Micah Parsons, a defensive terror and arguably the most disruptive player in football, was supposed to anchor the Cowboys’ future. He was dynamic, marketable, and dominant. So how did Jerry Jones let him walk for draft picks and a veteran role player? Control was challenged, and pride answered.
The Breakdown
Parsons’ trade request did not come as a surprise to anyone paying attention. He spoke clearly about his value, not only as a linebacker but as a pass rusher who alters games. That distinction matters. Edge rushers command more money, longer terms, and greater leverage.
Jones said he offered Parsons the richest non-quarterback deal in league history. Parsons’ agent, David Mulugheta, disputed the structure. Guarantees, position designation, and the actual value over the life of the contract did not align with the headline number. In response, Jones tried to speak directly to Parsons. That move cut around representation and disrespected the process. Parsons stood with his agent. Tension rose. Business turned personal.
Ego Over Empire
There is a pattern in Dallas. The franchise has not reached a conference title game since the mid-1990s. Talent has not been the problem. The filter has been ego. Decisions flow through branding and control rather than sober football calculus.
Jones positions himself as architect and star, as voice and face. That posture works when trophies arrive on schedule. It turns corrosive when control outweighs collaboration. Trading Parsons was not about cap space or scheme. It was about a refusal to be challenged. When the challenge comes from a young Black star with a powerful Black agent, the resistance intensifies within a league where ownership culture still expects compliance.

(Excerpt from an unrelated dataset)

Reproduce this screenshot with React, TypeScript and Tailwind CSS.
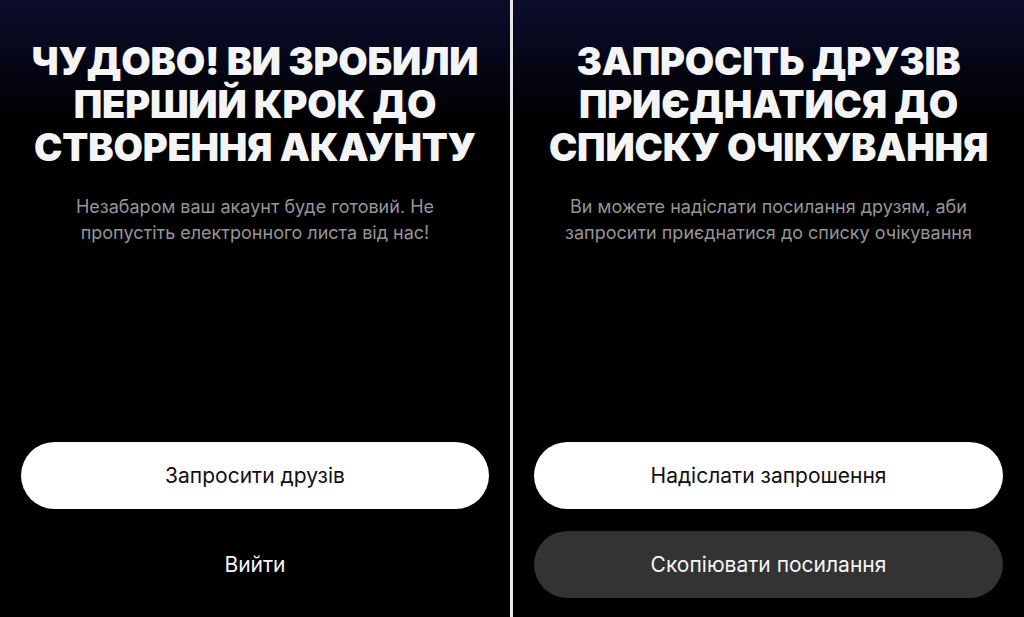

There is no direct evidence that race was a cause of the trade. It would be naive, however, to ignore how race, labor, and power intersect in the NFL. When Black athletes advocate for themselves, demand actual market value, and insist on respect in negotiations, labels appear. “Egotistical.” “Distraction.” “Problem.” Green Bay saw something different. They saw “franchise cornerstone.”
Legacy in the Mirror
Jerry Jones will remain one of the most influential owners in American sports. He turned the Cowboys into the most valuable franchise in the world. That achievement came with a cost. The league evolved. Players became brands and investors. They became CEOs of their own careers. Parsons understood the moment. Jones resisted it.
Dallas now holds an empty jersey and a louder brand. Parsons holds leverage, security, and the freedom to keep wrecking game plans in green and gold. History will remember this trade because it revealed the Cowboys’ current identity. A monument to control rather than a model for titles.
Final Thought
Micah Parsons did not just get traded. He got free. That freedom lies within a long story about Black labor, American sports, and the price of dignity.